3.2 Automating Backups

Create scripts to automate backups and schedule them using cron jobs:


#!/bin/bash
# Backup Kafka data and metadata
tar -czvf /backup/location/kafka-backup-$(date +%F).tar.gz /path/to/kafka/data
tar -czvf /backup/location/kafka-config-backup-$(date +%F).tar.gz /path/to/kafka/config

4. Monitoring and Alerts

Effective monitoring and alerting help detect issues early. Use tools like Prometheus and Grafana for monitoring Kafka clusters.

4.1 Setting Up Prometheus

Configure Prometheus to scrape Kafka metrics. Add the following configuration to prometheus.yml:


scrape_configs:
  - job_name: 'kafka'
    static_configs:
      - targets: ['localhost:9090']
    metrics_path: '/metrics'
    scheme: http
    params:
      format: [json]
    relabel_configs:
      - source_labels: [__address__]
        target_label: instance

4.2 Configuring Alerts

Set up alerts for key metrics such as broker availability, replication lag, and disk usage:


alerting:
  - alert: KafkaBrokerDown
    expr: up{job="kafka"} == 0
    for: 5m
    labels:
      severity: critical
    annotations:
      summary: "Kafka broker is down"
      description: "The Kafka broker {{ $labels.instance }} has been down for more than 5 minutes."

5. Disaster Recovery Plan

Develop a comprehensive disaster recovery plan that outlines steps for various failure scenarios.
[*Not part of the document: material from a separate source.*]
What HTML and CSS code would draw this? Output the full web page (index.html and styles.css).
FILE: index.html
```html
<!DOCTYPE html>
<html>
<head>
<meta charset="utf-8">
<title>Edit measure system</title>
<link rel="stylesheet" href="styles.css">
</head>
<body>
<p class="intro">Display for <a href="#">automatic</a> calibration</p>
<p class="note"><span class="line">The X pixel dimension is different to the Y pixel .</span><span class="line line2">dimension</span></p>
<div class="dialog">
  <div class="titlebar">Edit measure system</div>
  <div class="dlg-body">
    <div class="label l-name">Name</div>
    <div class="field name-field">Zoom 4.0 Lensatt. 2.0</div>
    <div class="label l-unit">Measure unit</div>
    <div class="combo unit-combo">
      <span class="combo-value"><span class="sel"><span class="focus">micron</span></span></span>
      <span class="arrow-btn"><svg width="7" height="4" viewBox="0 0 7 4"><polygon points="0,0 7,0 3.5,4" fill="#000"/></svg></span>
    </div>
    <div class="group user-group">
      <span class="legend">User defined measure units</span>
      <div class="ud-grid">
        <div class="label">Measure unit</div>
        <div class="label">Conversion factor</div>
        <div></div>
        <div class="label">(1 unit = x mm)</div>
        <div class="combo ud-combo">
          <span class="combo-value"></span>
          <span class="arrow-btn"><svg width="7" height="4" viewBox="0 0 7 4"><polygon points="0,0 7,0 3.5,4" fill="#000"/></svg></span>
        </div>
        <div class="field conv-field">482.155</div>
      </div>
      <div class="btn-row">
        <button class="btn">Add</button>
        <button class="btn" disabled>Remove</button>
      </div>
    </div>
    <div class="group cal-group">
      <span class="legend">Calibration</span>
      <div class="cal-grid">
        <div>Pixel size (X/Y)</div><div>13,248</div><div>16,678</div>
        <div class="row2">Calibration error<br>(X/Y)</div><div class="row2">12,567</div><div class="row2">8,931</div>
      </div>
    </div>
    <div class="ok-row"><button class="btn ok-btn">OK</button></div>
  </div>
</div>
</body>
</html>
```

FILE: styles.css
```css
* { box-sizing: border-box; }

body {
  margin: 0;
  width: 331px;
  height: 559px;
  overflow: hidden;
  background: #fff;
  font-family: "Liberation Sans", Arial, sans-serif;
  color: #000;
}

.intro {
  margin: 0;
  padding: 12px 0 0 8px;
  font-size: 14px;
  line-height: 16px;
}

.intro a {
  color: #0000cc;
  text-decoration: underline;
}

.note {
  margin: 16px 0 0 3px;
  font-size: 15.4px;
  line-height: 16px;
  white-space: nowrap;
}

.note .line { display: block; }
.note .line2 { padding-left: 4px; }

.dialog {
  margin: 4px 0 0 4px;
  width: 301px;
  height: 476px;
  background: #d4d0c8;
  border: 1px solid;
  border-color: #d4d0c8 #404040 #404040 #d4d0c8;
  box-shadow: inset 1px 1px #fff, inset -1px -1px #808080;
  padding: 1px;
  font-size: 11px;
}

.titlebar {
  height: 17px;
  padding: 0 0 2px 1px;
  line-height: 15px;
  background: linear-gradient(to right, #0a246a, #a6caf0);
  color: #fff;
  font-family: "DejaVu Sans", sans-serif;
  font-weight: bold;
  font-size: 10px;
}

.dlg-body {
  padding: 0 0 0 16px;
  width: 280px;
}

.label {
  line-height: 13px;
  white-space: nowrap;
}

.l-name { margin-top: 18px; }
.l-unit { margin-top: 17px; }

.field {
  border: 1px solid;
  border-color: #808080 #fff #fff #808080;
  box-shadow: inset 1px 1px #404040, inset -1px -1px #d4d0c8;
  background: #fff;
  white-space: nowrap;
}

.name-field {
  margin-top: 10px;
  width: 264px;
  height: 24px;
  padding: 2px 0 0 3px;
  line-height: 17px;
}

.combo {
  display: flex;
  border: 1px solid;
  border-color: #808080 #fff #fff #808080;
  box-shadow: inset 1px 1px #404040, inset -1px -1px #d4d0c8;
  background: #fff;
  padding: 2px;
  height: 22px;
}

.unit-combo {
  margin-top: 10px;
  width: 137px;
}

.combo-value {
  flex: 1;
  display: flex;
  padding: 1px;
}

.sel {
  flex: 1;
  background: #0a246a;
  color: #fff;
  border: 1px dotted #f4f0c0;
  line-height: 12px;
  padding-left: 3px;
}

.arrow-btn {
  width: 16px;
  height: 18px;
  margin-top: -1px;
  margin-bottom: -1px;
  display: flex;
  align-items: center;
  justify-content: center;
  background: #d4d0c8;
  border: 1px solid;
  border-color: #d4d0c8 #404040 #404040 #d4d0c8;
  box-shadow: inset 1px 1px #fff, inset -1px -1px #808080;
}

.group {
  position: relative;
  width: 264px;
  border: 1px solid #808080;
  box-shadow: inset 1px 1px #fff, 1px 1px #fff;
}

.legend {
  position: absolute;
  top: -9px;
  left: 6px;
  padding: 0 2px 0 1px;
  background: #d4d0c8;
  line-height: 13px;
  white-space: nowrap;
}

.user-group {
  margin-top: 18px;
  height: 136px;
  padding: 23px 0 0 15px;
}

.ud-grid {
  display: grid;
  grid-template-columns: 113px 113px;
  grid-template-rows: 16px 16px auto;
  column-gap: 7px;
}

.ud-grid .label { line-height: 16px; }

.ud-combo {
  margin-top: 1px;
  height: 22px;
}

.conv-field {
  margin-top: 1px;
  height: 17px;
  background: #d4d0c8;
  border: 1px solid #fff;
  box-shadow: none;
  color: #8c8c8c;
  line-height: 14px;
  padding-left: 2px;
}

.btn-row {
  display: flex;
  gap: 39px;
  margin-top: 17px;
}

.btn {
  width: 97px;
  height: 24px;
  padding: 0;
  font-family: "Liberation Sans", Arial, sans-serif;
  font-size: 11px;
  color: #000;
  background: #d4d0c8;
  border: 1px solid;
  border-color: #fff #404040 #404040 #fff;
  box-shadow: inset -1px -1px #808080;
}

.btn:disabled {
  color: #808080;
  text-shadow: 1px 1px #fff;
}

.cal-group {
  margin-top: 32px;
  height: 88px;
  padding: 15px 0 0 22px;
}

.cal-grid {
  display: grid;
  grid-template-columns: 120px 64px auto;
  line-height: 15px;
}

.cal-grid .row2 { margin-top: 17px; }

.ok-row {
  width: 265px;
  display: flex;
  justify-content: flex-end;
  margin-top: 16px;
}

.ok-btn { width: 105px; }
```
5.1 Recovery from Broker Failure

Steps to recover from a broker failure:

Identify the failed broker using monitoring tools.
Restart the broker and verify its status.
Check the replication status and ensure all partitions are in sync.
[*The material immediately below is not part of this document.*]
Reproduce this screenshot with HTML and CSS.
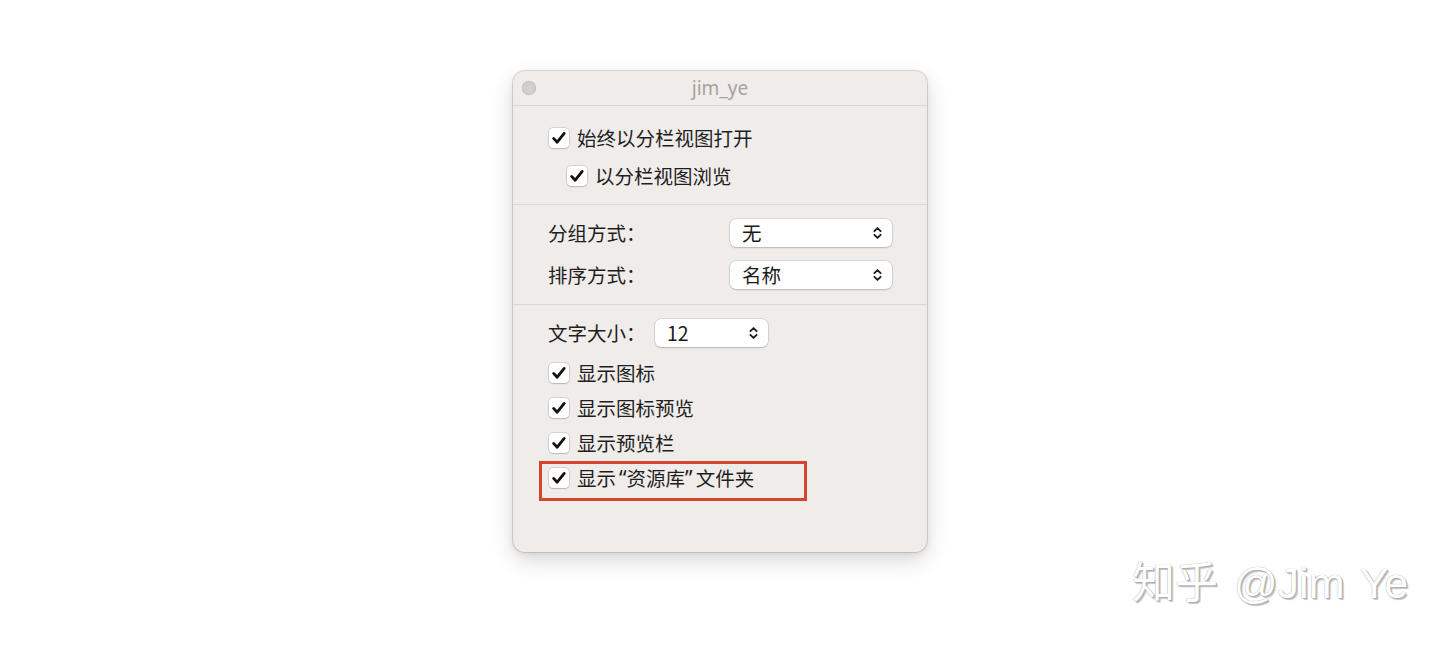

5.2 Recovery from Data Loss

Steps to recover from data loss:

Restore data from backups.
Verify data integrity and consistency.
Restart Kafka and ensure proper functioning.

6. Code Example: Handling Failures

Here’s an example of how to handle failures in a Kafka producer application:


import org.apache.kafka.clients.producer.KafkaProducer;
import org.apache.kafka.clients.producer.ProducerConfig;
import org.apache.kafka.clients.producer.ProducerRecord;
import org.apache.kafka.clients.producer.RecordMetadata;
import org.apache.kafka.common.errors.TimeoutException;
import java.util.Properties;

public class KafkaProducerExample {
    public static void main(String[] args) {
        Properties props = new Properties();
        props.put(ProducerConfig.BOOTSTRAP_SERVERS_CONFIG, "localhost:9092");
        props.put(ProducerConfig.KEY_SERIALIZER_CLASS_CONFIG, "org.apache.kafka.common.serialization.StringSerializer");
        props.put(ProducerConfig.VALUE_SERIALIZER_CLASS_CONFIG, "org.apache.kafka.common.serialization.StringSerializer");
        props.put(ProducerConfig.RETRIES_CONFIG, 3);
        props.put(ProducerConfig.ACKS_CONFIG, "all");

        try (KafkaProducer producer = new KafkaProducer<>(props)) {
            ProducerRecord record = new ProducerRecord<>("my-topic", "key", "value");
            producer.send(record, (RecordMetadata metadata, Exception exception) -> {
                if (exception != null) {
                    if (exception instanceof TimeoutException) {
                        System.err.println("Timeout occurred while sending message.");
                    } else {
                        exception.printStackTrace();
                    }
                } else {
                    System.out.println("Message sent successfully to topic " + metadata.topic());
                }
            });
        }
    }
}

7. Conclusion

Effective disaster recovery in Kafka involves setting up robust replication, regular backups, monitoring, and a well-defined recovery plan. By following these best practices, you can ensure high availability and data integrity even in the face of unexpected failures.

Note: Regularly test your disaster recovery plan to ensure it works as expected in different scenarios.

Warning: Avoid using a single point of failure in your Kafka setup to ensure redundancy and fault tolerance.